§ THE INPUT
◆ ◆ ◆

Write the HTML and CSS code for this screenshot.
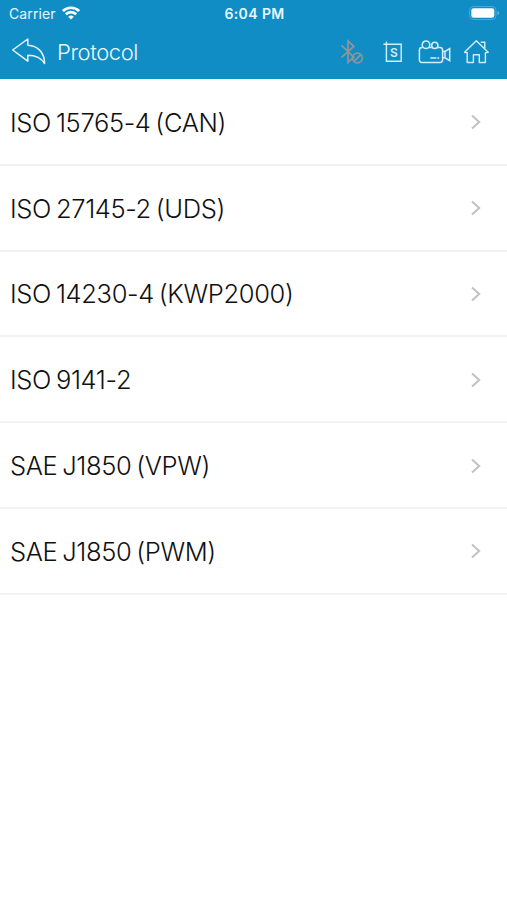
FILE: index.html
```html
<!DOCTYPE html>
<html lang="en">
<head>
  <meta charset="UTF-8" />
  <meta name="viewport" content="width=device-width, initial-scale=1.0" />
  <title>Protocol</title>
  <link rel="stylesheet" href="styles.css">
</head>
<body>
  <header>
    <div class="status-bar">
      <div class="carrier">
        <span>Carrier</span>
        <svg width="18" height="14" viewBox="0 0 18 14" fill="none" stroke="#fff" stroke-width="2.7">
          <path d="M0.9 5.1a11.5 11.5 0 0 1 16.2 0" />
          <path d="M3.8 8.3a7.4 7.4 0 0 1 10.4 0" />
          <path d="M9 13.6L6.2 10.8a4 4 0 0 1 5.6 0z" fill="#fff" stroke="none" />
        </svg>
      </div>
      <span class="time">6:04 PM</span>
      <svg class="battery" width="31" height="14" viewBox="0 0 31 14">
        <rect x="0.5" y="0.5" width="26.5" height="13" rx="3.8" fill="none" stroke="#4aa8d4" />
        <rect x="2.3" y="2.3" width="23" height="9.4" rx="2.2" fill="#fff" />
        <path d="M28.5 5v4q1.6-.6 1.6-2t-1.6-2z" fill="#6fbce0" />
      </svg>
    </div>
    <nav>
      <svg class="back" width="36" height="28" viewBox="0 0 36 28" fill="none" stroke="#e4f6ff" stroke-width="1.5" stroke-linejoin="round">
        <path d="M1.7 12L16.8 1V7.3C26 7.8 33.5 13.5 33.6 25.6C30 19.5 25 17.4 16.8 17.3V23.2z" />
      </svg>
      <h1>Protocol</h1>
      <div class="tools">
        <svg class="bluetooth" width="24" height="26" viewBox="0 0 24 26" fill="none" stroke="#8b959a" stroke-width="1.8">
          <path d="M1.5 6.4L13.8 18L8 23.4V2L13.8 7.4L1.5 18.4" />
          <circle cx="17.4" cy="19" r="4.9" />
          <path d="M14 22.4L20.8 15.6" />
        </svg>
        <svg class="screenshot" width="20" height="24" viewBox="0 0 20 24" fill="none" stroke="#d2eefb" stroke-width="1.4">
          <path d="M0.4 4.2H18.2V21.3H3.4V1.4" />
          <text class="tool-letter" x="10.8" y="16.9" text-anchor="middle">S</text>
        </svg>
        <svg class="camera" width="33" height="24" viewBox="0 0 33 24" fill="none" stroke="#d2eefb" stroke-width="1.5">
          <path d="M4.7 7.5H4Q1.4 7.5 1.4 10.1V19.8Q1.4 22.4 4 22.4H22Q24.6 22.4 24.6 19.8V10.1Q24.6 7.5 22 7.5H20.1M11 7.5H13.6" />
          <circle cx="8" cy="4.8" r="3.8" />
          <circle cx="16.8" cy="5.4" r="3.1" />
          <path d="M24.6 11.4H27L31.7 8.6V20.7L27 17.8H24.6M27 11.4V17.8M12.3 18H18.4M19.4 18H21.2" />
        </svg>
        <svg class="home" width="27" height="26" viewBox="0 0 27 26" fill="none" stroke="#d2eefb" stroke-width="1.4" stroke-linejoin="round">
          <path d="M4.2 13.8L1.6 13.3L13.3 1.8L25.2 13.3L22.4 13.8V23.5H16.3V15.7H10.4V23.5H4.2z" />
          <path d="M17.8 3.2H21.8V9.5" />
        </svg>
      </div>
    </nav>
  </header>
  <main>
    <ul class="protocol-list">
      <li>
        <span>ISO 15765-4 (CAN)</span>
        <svg class="chevron" viewBox="0 0 12 18"><path d="M2 2.5L9.2 9L2 15.5" /></svg>
      </li>
      <li>
        <span>ISO 27145-2 (UDS)</span>
        <svg class="chevron" viewBox="0 0 12 18"><path d="M2 2.5L9.2 9L2 15.5" /></svg>
      </li>
      <li>
        <span>ISO 14230-4 (KWP2000)</span>
        <svg class="chevron" viewBox="0 0 12 18"><path d="M2 2.5L9.2 9L2 15.5" /></svg>
      </li>
      <li>
        <span>ISO 9141-2</span>
        <svg class="chevron" viewBox="0 0 12 18"><path d="M2 2.5L9.2 9L2 15.5" /></svg>
      </li>
      <li>
        <span>SAE J1850 (VPW)</span>
        <svg class="chevron" viewBox="0 0 12 18"><path d="M2 2.5L9.2 9L2 15.5" /></svg>
      </li>
      <li>
        <span>SAE J1850 (PWM)</span>
        <svg class="chevron" viewBox="0 0 12 18"><path d="M2 2.5L9.2 9L2 15.5" /></svg>
      </li>
    </ul>
  </main>
</body>
</html>
```

FILE: styles.css
```css
* {
  box-sizing: border-box;
}
body {
  margin: 0;
  background-color: #fff;
  font-family: Inter, "Liberation Sans", sans-serif;
  color: #111;
}
svg {
  display: block;
  flex-shrink: 0;
}
header {
  height: 79px;
  background-color: #118dc5;
  color: #e9f8ff;
}
.status-bar {
  display: grid;
  grid-template-columns: 1fr auto 1fr;
  align-items: center;
  height: 26px;
  padding: 0 7px 0 9px;
}
.carrier {
  display: flex;
  align-items: center;
  gap: 6px;
  font-size: 14px;
  letter-spacing: 0.1px;
}
.time {
  font-size: 14px;
  font-weight: 600;
  letter-spacing: 0.4px;
}
.battery {
  justify-self: end;
}
nav {
  display: flex;
  align-items: center;
  height: 52px;
  padding: 0 17px 0 11px;
}
h1 {
  margin: 0 0 0 10px;
  font-size: 22px;
  font-weight: 300;
  letter-spacing: -0.4px;
}
.tools {
  display: flex;
  align-items: center;
  margin-left: auto;
}
.bluetooth {
  margin-right: 19px;
}
.screenshot {
  margin-right: 15px;
}
.camera {
  margin-right: 12px;
}
.tool-letter {
  font-size: 12px;
  font-weight: 600;
  fill: #d2eefb;
  stroke: none;
}
.protocol-list {
  margin: 0;
  padding: 1px 0 0;
  list-style: none;
}
.protocol-list li {
  display: flex;
  align-items: center;
  justify-content: space-between;
  height: 85.8px;
  padding: 1px 25px 0 10px;
  border-bottom: 2px solid #f2f2f2;
  font-size: 25.5px;
  font-weight: 300;
  letter-spacing: -0.35px;
  word-spacing: -2px;
}
.chevron {
  width: 12px;
  height: 18px;
  fill: none;
  stroke: #c2c2c4;
  stroke-width: 2;
}
```
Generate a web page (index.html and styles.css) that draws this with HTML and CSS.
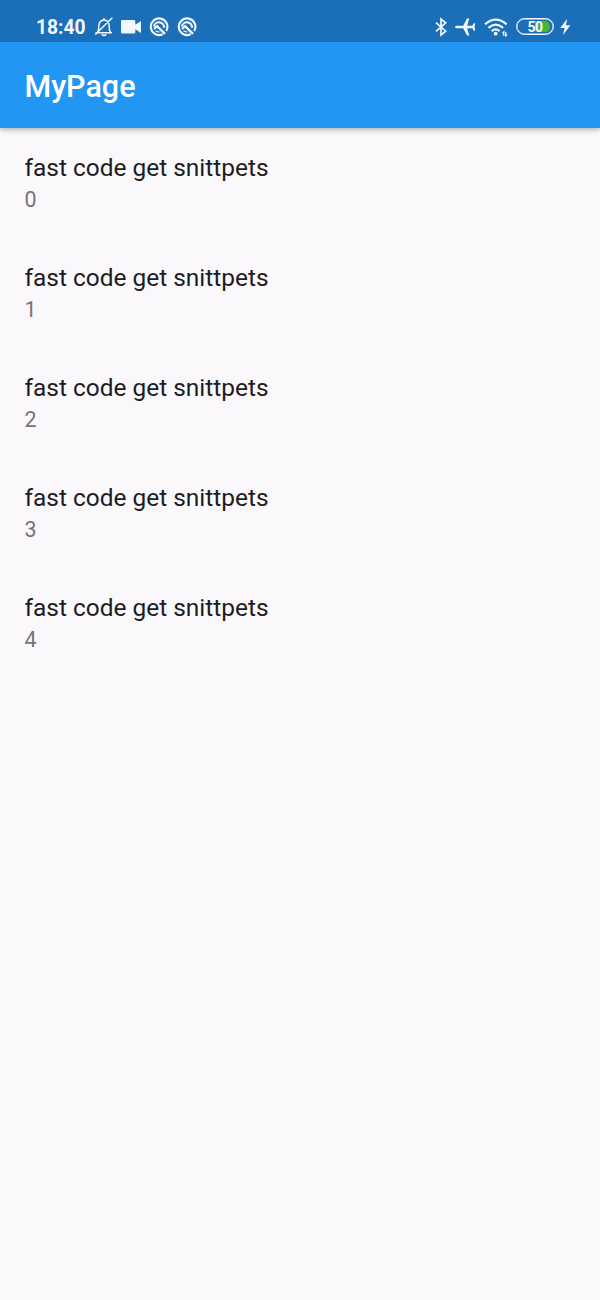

◆ ◆ ◆

§ WHAT IS EXPECTED
Return all of the data exactly as written, and drop the pictures.

§ SOLUTION
Write the HTML and CSS code for this screenshot.
FILE: index.html
```html
<!DOCTYPE html>
<html lang="en">
<head>
  <meta charset="UTF-8" />
  <meta name="viewport" content="width=device-width, initial-scale=1.0" />
  <title>Protocol</title>
  <link rel="stylesheet" href="styles.css">
</head>
<body>
  <header>
    <div class="status-bar">
      <div class="carrier">
        <span>Carrier</span>
        <svg width="18" height="14" viewBox="0 0 18 14" fill="none" stroke="#fff" stroke-width="2.7">
          <path d="M0.9 5.1a11.5 11.5 0 0 1 16.2 0" />
          <path d="M3.8 8.3a7.4 7.4 0 0 1 10.4 0" />
          <path d="M9 13.6L6.2 10.8a4 4 0 0 1 5.6 0z" fill="#fff" stroke="none" />
        </svg>
      </div>
      <span class="time">6:04 PM</span>
      <svg class="battery" width="31" height="14" viewBox="0 0 31 14">
        <rect x="0.5" y="0.5" width="26.5" height="13" rx="3.8" fill="none" stroke="#4aa8d4" />
        <rect x="2.3" y="2.3" width="23" height="9.4" rx="2.2" fill="#fff" />
        <path d="M28.5 5v4q1.6-.6 1.6-2t-1.6-2z" fill="#6fbce0" />
      </svg>
    </div>
    <nav>
      <svg class="back" width="36" height="28" viewBox="0 0 36 28" fill="none" stroke="#e4f6ff" stroke-width="1.5" stroke-linejoin="round">
        <path d="M1.7 12L16.8 1V7.3C26 7.8 33.5 13.5 33.6 25.6C30 19.5 25 17.4 16.8 17.3V23.2z" />
      </svg>
      <h1>Protocol</h1>
      <div class="tools">
        <svg class="bluetooth" width="24" height="26" viewBox="0 0 24 26" fill="none" stroke="#8b959a" stroke-width="1.8">
          <path d="M1.5 6.4L13.8 18L8 23.4V2L13.8 7.4L1.5 18.4" />
          <circle cx="17.4" cy="19" r="4.9" />
          <path d="M14 22.4L20.8 15.6" />
        </svg>
        <svg class="screenshot" width="20" height="24" viewBox="0 0 20 24" fill="none" stroke="#d2eefb" stroke-width="1.4">
          <path d="M0.4 4.2H18.2V21.3H3.4V1.4" />
          <text class="tool-letter" x="10.8" y="16.9" text-anchor="middle">S</text>
        </svg>
        <svg class="camera" width="33" height="24" viewBox="0 0 33 24" fill="none" stroke="#d2eefb" stroke-width="1.5">
          <path d="M4.7 7.5H4Q1.4 7.5 1.4 10.1V19.8Q1.4 22.4 4 22.4H22Q24.6 22.4 24.6 19.8V10.1Q24.6 7.5 22 7.5H20.1M11 7.5H13.6" />
          <circle cx="8" cy="4.8" r="3.8" />
          <circle cx="16.8" cy="5.4" r="3.1" />
          <path d="M24.6 11.4H27L31.7 8.6V20.7L27 17.8H24.6M27 11.4V17.8M12.3 18H18.4M19.4 18H21.2" />
        </svg>
        <svg class="home" width="27" height="26" viewBox="0 0 27 26" fill="none" stroke="#d2eefb" stroke-width="1.4" stroke-linejoin="round">
          <path d="M4.2 13.8L1.6 13.3L13.3 1.8L25.2 13.3L22.4 13.8V23.5H16.3V15.7H10.4V23.5H4.2z" />
          <path d="M17.8 3.2H21.8V9.5" />
        </svg>
      </div>
    </nav>
  </header>
  <main>
    <ul class="protocol-list">
      <li>
        <span>ISO 15765-4 (CAN)</span>
        <svg class="chevron" viewBox="0 0 12 18"><path d="M2 2.5L9.2 9L2 15.5" /></svg>
      </li>
      <li>
        <span>ISO 27145-2 (UDS)</span>
        <svg class="chevron" viewBox="0 0 12 18"><path d="M2 2.5L9.2 9L2 15.5" /></svg>
      </li>
      <li>
        <span>ISO 14230-4 (KWP2000)</span>
        <svg class="chevron" viewBox="0 0 12 18"><path d="M2 2.5L9.2 9L2 15.5" /></svg>
      </li>
      <li>
        <span>ISO 9141-2</span>
        <svg class="chevron" viewBox="0 0 12 18"><path d="M2 2.5L9.2 9L2 15.5" /></svg>
      </li>
      <li>
        <span>SAE J1850 (VPW)</span>
        <svg class="chevron" viewBox="0 0 12 18"><path d="M2 2.5L9.2 9L2 15.5" /></svg>
      </li>
      <li>
        <span>SAE J1850 (PWM)</span>
        <svg class="chevron" viewBox="0 0 12 18"><path d="M2 2.5L9.2 9L2 15.5" /></svg>
      </li>
    </ul>
  </main>
</body>
</html>
```

FILE: styles.css
```css
* {
  box-sizing: border-box;
}
body {
  margin: 0;
  background-color: #fff;
  font-family: Inter, "Liberation Sans", sans-serif;
  color: #111;
}
svg {
  display: block;
  flex-shrink: 0;
}
header {
  height: 79px;
  background-color: #118dc5;
  color: #e9f8ff;
}
.status-bar {
  display: grid;
  grid-template-columns: 1fr auto 1fr;
  align-items: center;
  height: 26px;
  padding: 0 7px 0 9px;
}
.carrier {
  display: flex;
  align-items: center;
  gap: 6px;
  font-size: 14px;
  letter-spacing: 0.1px;
}
.time {
  font-size: 14px;
  font-weight: 600;
  letter-spacing: 0.4px;
}
.battery {
  justify-self: end;
}
nav {
  display: flex;
  align-items: center;
  height: 52px;
  padding: 0 17px 0 11px;
}
h1 {
  margin: 0 0 0 10px;
  font-size: 22px;
  font-weight: 300;
  letter-spacing: -0.4px;
}
.tools {
  display: flex;
  align-items: center;
  margin-left: auto;
}
.bluetooth {
  margin-right: 19px;
}
.screenshot {
  margin-right: 15px;
}
.camera {
  margin-right: 12px;
}
.tool-letter {
  font-size: 12px;
  font-weight: 600;
  fill: #d2eefb;
  stroke: none;
}
.protocol-list {
  margin: 0;
  padding: 1px 0 0;
  list-style: none;
}
.protocol-list li {
  display: flex;
  align-items: center;
  justify-content: space-between;
  height: 85.8px;
  padding: 1px 25px 0 10px;
  border-bottom: 2px solid #f2f2f2;
  font-size: 25.5px;
  font-weight: 300;
  letter-spacing: -0.35px;
  word-spacing: -2px;
}
.chevron {
  width: 12px;
  height: 18px;
  fill: none;
  stroke: #c2c2c4;
  stroke-width: 2;
}
```
Generate a web page (index.html and styles.css) that draws this with HTML and CSS.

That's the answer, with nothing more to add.